Based on available information, I am unable to conclude
that the committee proposal involves "new work", and not a maintenance of
an
existing installation.
Finally, the applicant submits that the
installation "will only benefit 69 of the 80 residents in the village" and
should be funded
"by a levy on the residents who will benefit". As I understand
the situation, the 11 lots the applicant believes should be exempted
are the 11
lots in stage 1. The remaining 69 lots are in stages 2 to 6 of the scheme.

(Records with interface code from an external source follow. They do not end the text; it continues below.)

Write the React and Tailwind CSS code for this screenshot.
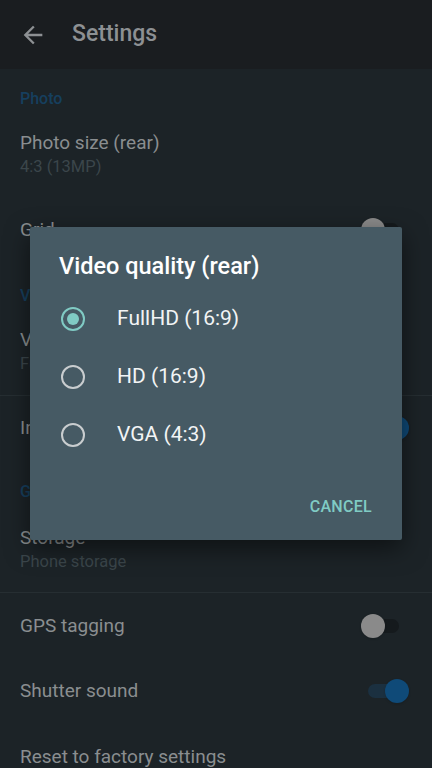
import { useState } from "react";

const options = ["FullHD (16:9)", "HD (16:9)", "VGA (4:3)"];

function Switch({ on }) {
  // dimmed behind the dialog scrim
  return on ? (
    <div className="relative w-[48px] h-[24px] flex items-center">
      <div className="absolute left-[7px] w-[32px] h-[14px] rounded-full bg-[#1b3040]"></div>
      <div className="absolute left-[24px] w-[24px] h-[24px] rounded-full bg-[#0f4a78] shadow"></div>
    </div>
  ) : (
    <div className="relative w-[48px] h-[24px] flex items-center">
      <div className="absolute left-[5px] w-[33px] h-[14px] rounded-full bg-[#151a1d]"></div>
      <div className="absolute left-0 w-[24px] h-[24px] rounded-full bg-[#8a8a8a] shadow"></div>
    </div>
  );
}

function Header({ text, className }) {
  return (
    <div className={"px-5 h-[44px] " + className}>
      <div className="text-[16px] leading-[18px] font-medium text-[#163f5e]">{text}</div>
    </div>
  );
}

function TwoLine({ title, sub, className }) {
  return (
    <div className={"px-5 " + className}>
      <div className="text-[19px] leading-[22px] text-[#8a8e90]">{title}</div>
      <div className="mt-[3px] text-[16.5px] leading-[20px] text-[#3b464b]">{sub}</div>
    </div>
  );
}

function SwitchRow({ title, on, className }) {
  return (
    <div className={"pl-5 pr-[23px] flex items-center justify-between " + className}>
      <div className="text-[19px] leading-[22px] text-[#8a8e90]">{title}</div>
      <Switch on={on} />
    </div>
  );
}

function Radio({ checked }) {
  return (
    <div
      className={
        "w-[24px] h-[24px] rounded-full border-2 flex items-center justify-center " +
        (checked ? "border-[#80cbc4]" : "border-[#c9cdcf]")
      }
    >
      {checked && <div className="w-[12px] h-[12px] rounded-full bg-[#80cbc4]"></div>}
    </div>
  );
}

export default function App() {
  const [selected, setSelected] = useState(0);

  return (
    <div
      className="relative w-[432px] h-[768px] overflow-hidden bg-[#1c2327]"
      style={{ fontFamily: "Roboto, 'Noto Sans', sans-serif" }}
    >
      {/* app bar */}
      <div className="h-[69px] bg-[#1a1d20] flex items-center">
        <svg className="ml-[19px] mt-[1px]" width="28" height="28" viewBox="0 0 24 24" fill="#8d9093">
          <path d="M20 11H7.83l5.59-5.59L12 4l-8 8 8 8 1.41-1.41L7.83 13H20v-2z" />
        </svg>
        <div className="ml-[25px] text-[23px] font-medium text-[#8d9093]">Settings</div>
      </div>

      {/* settings list */}
      <Header text="Photo" className="pt-[21px]" />
      <TwoLine title="Photo size (rear)" sub="4:3 (13MP)" className="h-[85px] pt-[19px]" />
      <SwitchRow title="Grid" on={false} className="h-[64px]" />
      <Header text="Video" className="pt-[25px]" />
      <TwoLine title="Video quality (rear)" sub="FullHD (16:9)" className="h-[89px] pt-[23px]" />
      <div className="h-px bg-[#262e32]"></div>
      <SwitchRow title="Instant capture" on={true} className="h-[64px]" />
      <Header text="General" className="pt-[23px]" />
      <TwoLine title="Storage" sub="Phone storage" className="h-[88px] pt-[23px]" />
      <div className="h-px bg-[#262e32]"></div>
      <SwitchRow title="GPS tagging" on={false} className="h-[66px]" />
      <SwitchRow title="Shutter sound" on={true} className="h-[64px]" />
      <div className="px-5 h-[68px] flex items-center">
        <div className="text-[19px] leading-[22px] text-[#8a8e90]">Reset to factory settings</div>
      </div>

      {/* dialog */}
      <div className="absolute left-[30px] top-[227px] w-[372px] h-[313px] bg-[#465a64] rounded-[2px] shadow-[0_8px_24px_rgba(0,0,0,0.5)]">
        <div className="pl-[29px] pt-[24px] text-[23.5px] leading-[30px] font-medium text-white">
          Video quality (rear)
        </div>
        <div className="mt-[9px]">
          {options.map((o, i) => (
            <div
              key={o}
              className="h-[58px] pl-[31px] flex items-center gap-[32px] cursor-pointer"
              onClick={() => setSelected(i)}
            >
              <Radio checked={selected === i} />
              <div className="text-[21px] text-[#f2f4f5]">{o}</div>
            </div>
          ))}
        </div>
        <div className="mt-[33px] pr-[30px] flex justify-end">
          <div className="text-[16px] leading-[20px] font-medium text-[#80cbc4] tracking-[0.3px]">CANCEL</div>
        </div>
      </div>
    </div>
  );
}
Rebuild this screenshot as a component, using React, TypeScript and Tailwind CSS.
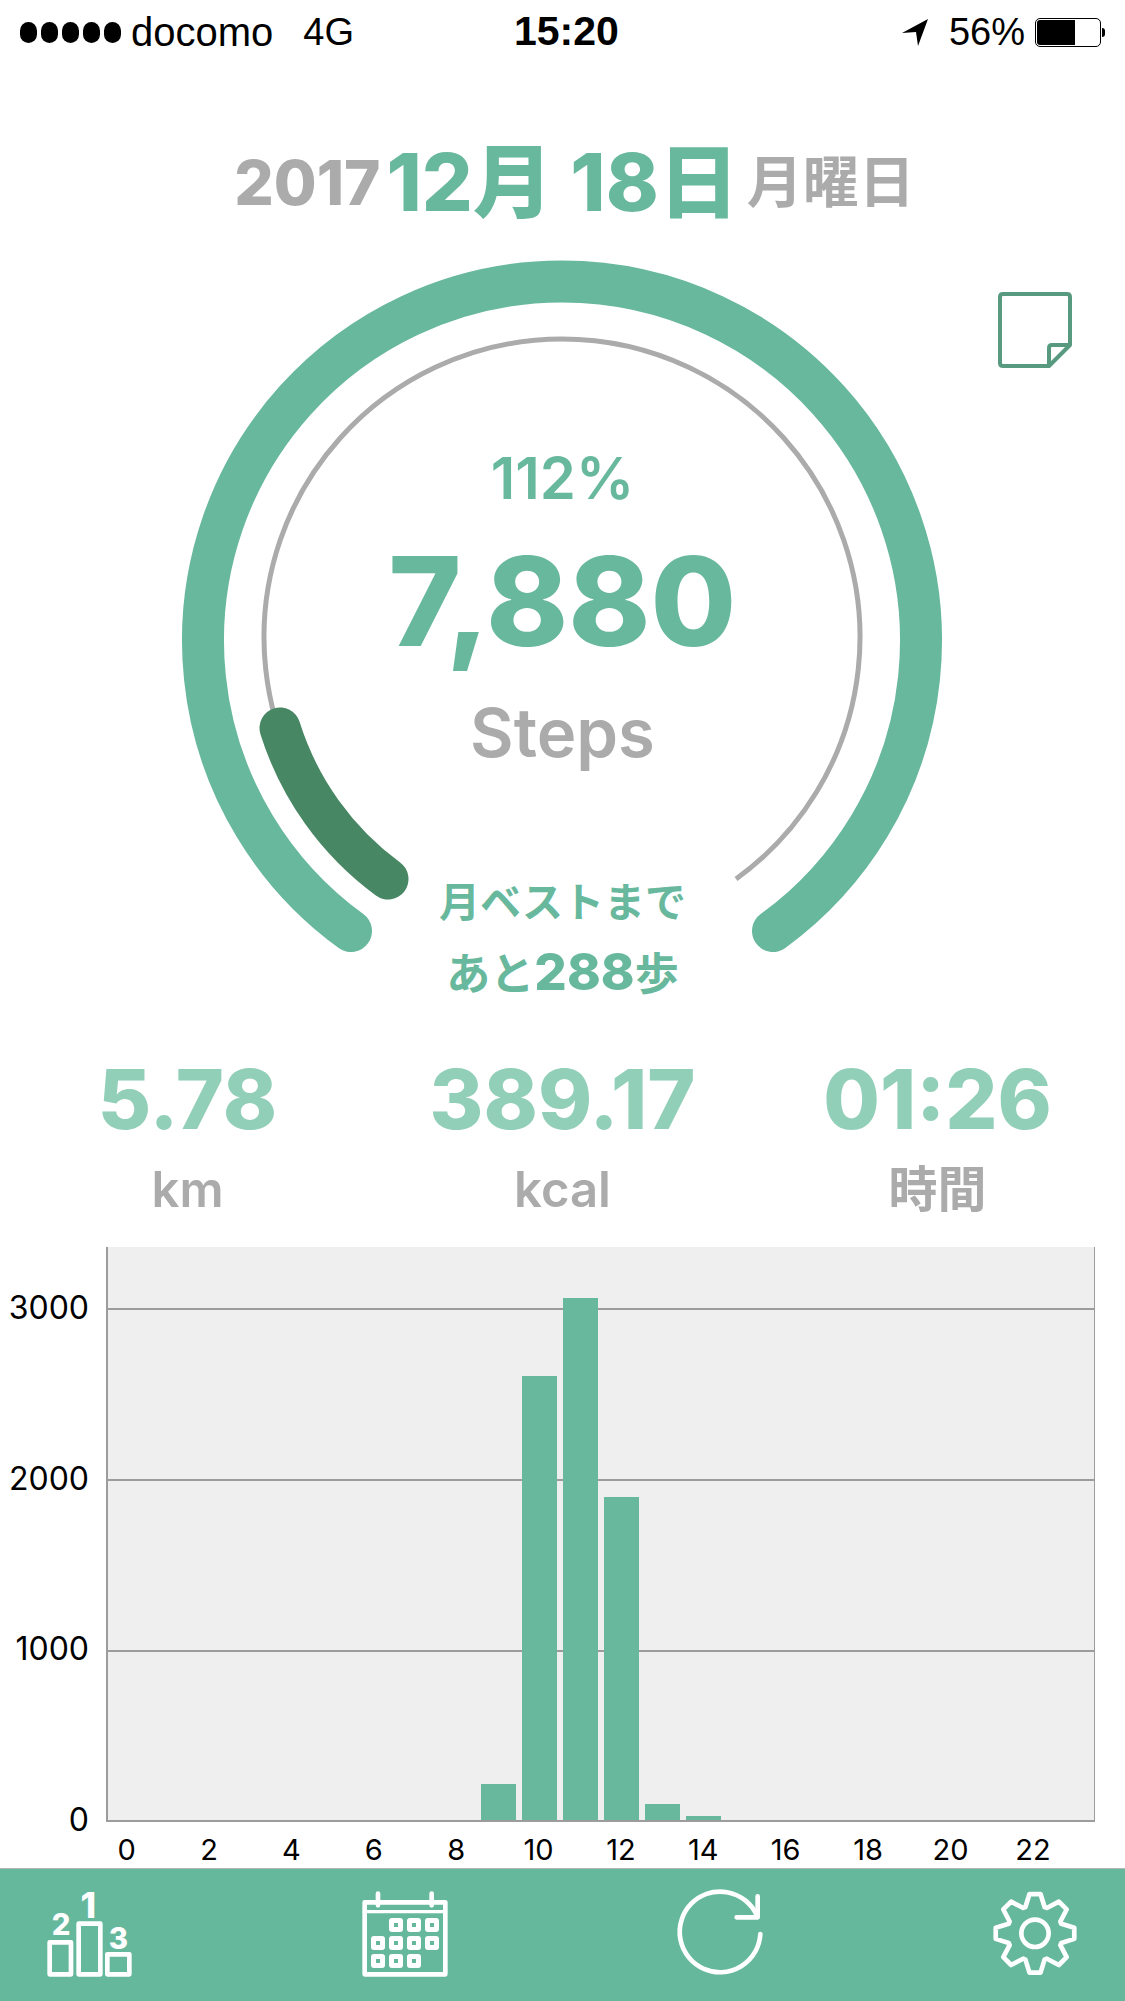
import React from "react";

const hourBars: Record<number, number> = { 9: 36, 10: 444, 11: 522, 12: 323, 13: 16, 14: 4 };

const SignalDots = () => (
  <div className="flex gap-[4px]">
    {[0, 1, 2, 3, 4].map((i) => (
      <div key={i} className="w-[17px] h-[21px] rounded-full bg-black" />
    ))}
  </div>
);

const Battery = () => (
  <div className="flex items-center">
    <div className="w-[66px] h-[29px] rounded-[5px] border border-black p-[1px]">
      <div className="w-[38px] h-full bg-black rounded-l-[3px]" />
    </div>
    <div className="w-[3px] h-[9px] bg-black rounded-r-full ml-[1px]" />
  </div>
);

const StatusBar = () => (
  <div className="relative h-[64px] flex items-center justify-between pl-[20px] pr-[20px] font-['Liberation_Sans',sans-serif] text-black text-[38px]">
    <div className="flex items-center gap-[10px]">
      <SignalDots />
      <span className="text-[40px]">docomo</span>
      <span className="ml-[20px]">4G</span>
    </div>
    <div className="absolute left-[514px] top-[8px] font-bold text-[41px] leading-[47px]">15:20</div>
    <div className="flex items-center gap-[10px]">
      <svg width="28" height="28" viewBox="0 0 28 28" className="mr-[10px]">
        <path d="M1 15 L27 1 L17 28 L15 14 Z" fill="#000" />
      </svg>
      <span>56%</span>
      <Battery />
    </div>
  </div>
);

const DateHeader = () => (
  <div className="h-[168px] pt-[68px] pl-[24px] flex justify-center items-center font-['Inter','Noto_Sans_CJK_JP',sans-serif] font-bold">
    <span className="text-[#ababab] text-[62px] font-extrabold">2017</span>
    <span className="text-[#68b89d] text-[80px] font-extrabold ml-[6px] whitespace-pre">12月 18日</span>
    <span className="text-[#ababab] text-[56px] ml-[8px]">月曜日</span>
  </div>
);

const StepRing = () => (
  <svg className="absolute left-0 top-0" width="1125" height="808" viewBox="0 232 1125 808" fill="none">
    <path d="M351 931 A359 359 0 1 1 773 931" stroke="#68b89d" strokeWidth="42" strokeLinecap="round" />
    <path d="M388 879 A298 298 0 1 1 736 879" stroke="#ababab" strokeWidth="5" />
    <path d="M280 728 A298 298 0 0 0 388 879" stroke="#478764" strokeWidth="41" strokeLinecap="round" />
  </svg>
);

const NoteIcon = () => (
  <svg className="absolute left-[997px] top-[59px]" width="76" height="77" viewBox="0 0 76 77" fill="none" stroke="#589a80" strokeWidth="4" strokeLinejoin="round">
    <path d="M6 3 H70 Q73 3 73 6 V54 L52 75 H6 Q3 75 3 72 V6 Q3 3 6 3 Z" />
    <path d="M52 75 V57 Q52 54 55 54 H73" />
  </svg>
);

const RingSection = () => (
  <div className="relative h-[808px] font-['Inter','Noto_Sans_CJK_JP',sans-serif]">
    <StepRing />
    <NoteIcon />
    <div className="relative flex flex-col items-center pt-[216px]">
      <div className="text-[#68b89d] text-[58px] font-semibold leading-[60px]">112%</div>
      <div className="text-[#68b89d] text-[124px] font-extrabold leading-[120px] mt-[33px]">7,880</div>
      <div className="text-[#ababab] text-[67px] font-semibold leading-[80px] mt-[32px]">Steps</div>
      <div className="text-[#68b89d] text-[41px] font-bold leading-[70px] mt-[94px]">月ベストまで</div>
      <div className="text-[#68b89d] text-[44px] font-bold leading-[70px]">
        あと<span className="font-extrabold text-[51px]">288</span>歩
      </div>
    </div>
  </div>
);

const Stat = ({ value, unit }: { value: string; unit: string }) => (
  <div className="w-[375px] flex flex-col items-center">
    <div className="text-[#91cfb9] text-[82px] font-extrabold leading-[90px]">{value}</div>
    <div className="text-[#ababab] text-[49px] font-semibold leading-[60px] mt-[15px]">{unit}</div>
  </div>
);

const Stats = () => (
  <div className="h-[207px] pt-[15px] flex font-['Inter','Noto_Sans_CJK_JP',sans-serif]">
    <Stat value="5.78" unit="km" />
    <Stat value="389.17" unit="kcal" />
    <Stat value="01:26" unit="時間" />
  </div>
);

const HourlyChart = () => (
  <div className="h-[621px] flex font-['Inter',sans-serif] text-black">
    <div className="w-[106px] h-[593px] pt-[41px] pr-[17px] flex flex-col justify-between items-end text-[32px]">
      {["3000", "2000", "1000", "0"].map((label) => (
        <div key={label} className="h-[40px] leading-[40px]">{label}</div>
      ))}
    </div>
    <div className="w-[989px]">
      <div className="relative h-[575px] bg-[#efefef] border-l-2 border-r border-b-2 border-[#9c9c9c] pt-[61px]">
        <div className="h-[171px] border-t-2 border-[#9c9c9c]" />
        <div className="h-[171px] border-t-2 border-[#9c9c9c]" />
        <div className="h-[170px] border-t-2 border-[#9c9c9c]" />
        <div className="absolute inset-0 flex items-end">
          {Array.from({ length: 24 }).map((_, hour) => (
            <div key={hour} className="flex-1 px-[3px]">
              {hourBars[hour] ? <div className="bg-[#68b89d]" style={{ height: hourBars[hour] }} /> : null}
            </div>
          ))}
        </div>
      </div>
      <div className="flex h-[46px] pt-[10px] items-center text-[29px]">
        {Array.from({ length: 12 }).map((_, i) => (
          <div key={i} className="w-[82.4px]">
            <div className="w-[41.2px] text-center">{i * 2}</div>
          </div>
        ))}
      </div>
    </div>
  </div>
);

const PodiumIcon = () => (
  <svg width="110" height="105" viewBox="0 0 330 315" fill="none" stroke="#fff" strokeWidth="14" strokeLinejoin="round">
    <rect x="44" y="187" width="64" height="96" />
    <rect x="131" y="131" width="65" height="152" />
    <rect x="217" y="223" width="66" height="60" />
    <g fill="#fff" stroke="none" fontFamily="Inter, sans-serif" fontWeight="800" textAnchor="middle">
      <text x="160" y="115" fontSize="106">1</text>
      <text x="78" y="166" fontSize="88">2</text>
      <text x="250" y="206" fontSize="88">3</text>
    </g>
  </svg>
);

const calendarCells = [
  [117, 114], [171, 114], [225, 114],
  [63, 168], [117, 168], [171, 168], [225, 168],
  [63, 222], [117, 222], [171, 222],
];

const CalendarIcon = () => (
  <svg width="110" height="105" viewBox="0 0 330 315" fill="none" stroke="#fff" strokeWidth="14" strokeLinejoin="round" strokeLinecap="round">
    <rect x="44" y="67" width="242" height="216" />
    <path d="M44 95 H286" strokeWidth="10" />
    <path d="M84 41 V76 M245 41 V76" />
    {calendarCells.map(([x, y]) => (
      <g key={`${x}-${y}`}>
        <rect x={x} y={y} width="42" height="42" rx="9" fill="#fff" stroke="none" />
        <rect x={x + 15} y={y + 15} width="12" height="12" fill="#66b89d" stroke="none" />
      </g>
    ))}
  </svg>
);

const RefreshIcon = () => (
  <svg width="110" height="105" viewBox="0 0 330 315" fill="none" stroke="#fff" strokeWidth="14" strokeLinejoin="round" strokeLinecap="round">
    <path d="M286 162 A121 121 0 1 1 275 105" />
    <path d="M278 49 V112 H215" />
  </svg>
);

// 8 toothed gear outline around the middle of the icon
const gearPath = () => {
  const pts: string[] = [];
  for (let t = 0; t < 8; t++) {
    const a = -90 + t * 45;
    const steps: [number, number][] = [
      [84, a - 20],
      [119, a - 8],
      [119, a + 8],
      [84, a + 20],
    ];
    steps.forEach(([r, deg]) => {
      const rad = (deg * Math.PI) / 180;
      pts.push(`${(165 + r * Math.cos(rad)).toFixed(1)} ${(160 + r * Math.sin(rad)).toFixed(1)}`);
    });
  }
  return `M${pts.join(" L")} Z`;
};

const GearIcon = () => (
  <svg width="110" height="105" viewBox="0 0 330 315" fill="none" stroke="#fff" strokeWidth="14" strokeLinejoin="round">
    <path d={gearPath()} />
    <circle cx="165" cy="160" r="41" />
  </svg>
);

const TabBar = () => (
  <div className="h-[133px] bg-[#66b89d] border-t border-[#b5b5b5] pl-[35px] pr-[35px] pt-[11px] flex justify-between">
    <PodiumIcon />
    <CalendarIcon />
    <RefreshIcon />
    <GearIcon />
  </div>
);

export default function App() {
  return (
    <div className="w-[1125px] h-[2001px] bg-white overflow-hidden">
      <StatusBar />
      <DateHeader />
      <RingSection />
      <Stats />
      <HourlyChart />
      <TabBar />
    </div>
  );
}
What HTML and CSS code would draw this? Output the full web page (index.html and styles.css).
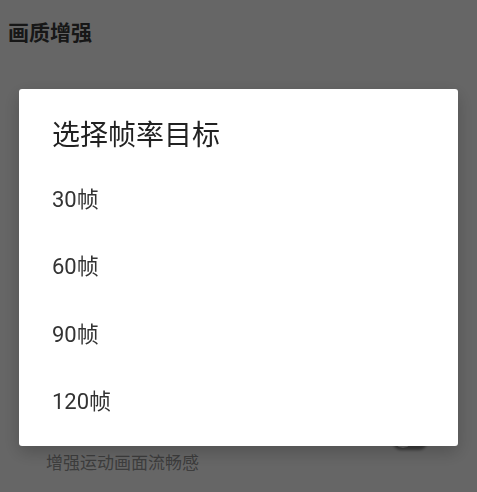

Apparently, a different antennae system was
installed in stage 1 to stages 2 to
6. I am further informed that reception in stage 1 is good or at least not in
need of improvement,
whereas stages 2 to 6 do not enjoy equivalently good
reception. As I understand the proposal, the intent is to improve the reception
for stages 2 to 6 so that it is at least comparable with stage 1.
There
is no doubt that the antennae systems comprised in the scheme are part of the
common property of the scheme on the basis that
the systems are utility
infrastructure providing a utility service to lots. Section 20 of the Act deems
such utility infrastructure
to be common property. Given this, what basis can
there be for owners not contributing in accordance with the lot entitlements
contributions
schedule to the maintenance of common property. There is no basis
for the applicant’s proposal. The only situation where owners
who receive
the benefit of a service provided by the body corporate are required to pay for
the provision of that service commensurate
with the cost to the body corporate
of supplying that service to the owners who request the service, is as outlined
in section 119
of the standard module. The relevant section
provides:
119 Supply of services by body corporate--Act, s
158
(1) The body corporate may supply, or engage another person to
supply, utility services and other services for the benefit of owners and
occupiers of lots, if the services consist of 1 or more of the
following--
(a) maintenance services, which may include cleaning, repairing,
painting, pest prevention or extermination or mowing;
(b) communication
services, which may include the installation and supply of telephone, intercom,
computer data or television;
(c) domestic services, which may include
electricity, gas, water, garbage removal, airconditioning or
heating.
Example-- The body corporate might engage a corporation to
supply PABX services for the benefit of the owners and occupiers of
lots.
(2) The body corporate may, by agreement with a person for whom
services are supplied, charge for the services (including for the installation
of, and the maintenance and other operating costs associated with, utility
infrastructure for the services), but only to the extent
necessary for
reimbursing the body corporate for supplying the services.43
(3) In
acting under subsections (1) and (2), the body corporate must, to the greatest
practicable extent, ensure the total cost to the
body corporate (other than body
corporate administrative costs) for supplying a service, including the cost of a
commercial service,
and the cost of purchasing,
operating, maintaining and
replacing any equipment, is recovered from the users of the service.
The
provisions of this section are not applicable to the current scenario. The works
proposed will improve the quality of reception
to all lots in stages 2 to 6. It
will not be limited to those owners who have made a specific request for
improvement. In this way,
the proposed work is more reflective of maintenance of
common property rather than the provision of a service.
In the
circumstances, there is no merit in the applicant’s submission that the
cost of the proposed work should be borne by
the owners of 69 of the 80 lots.
For the reasons stated, this application is dismissed.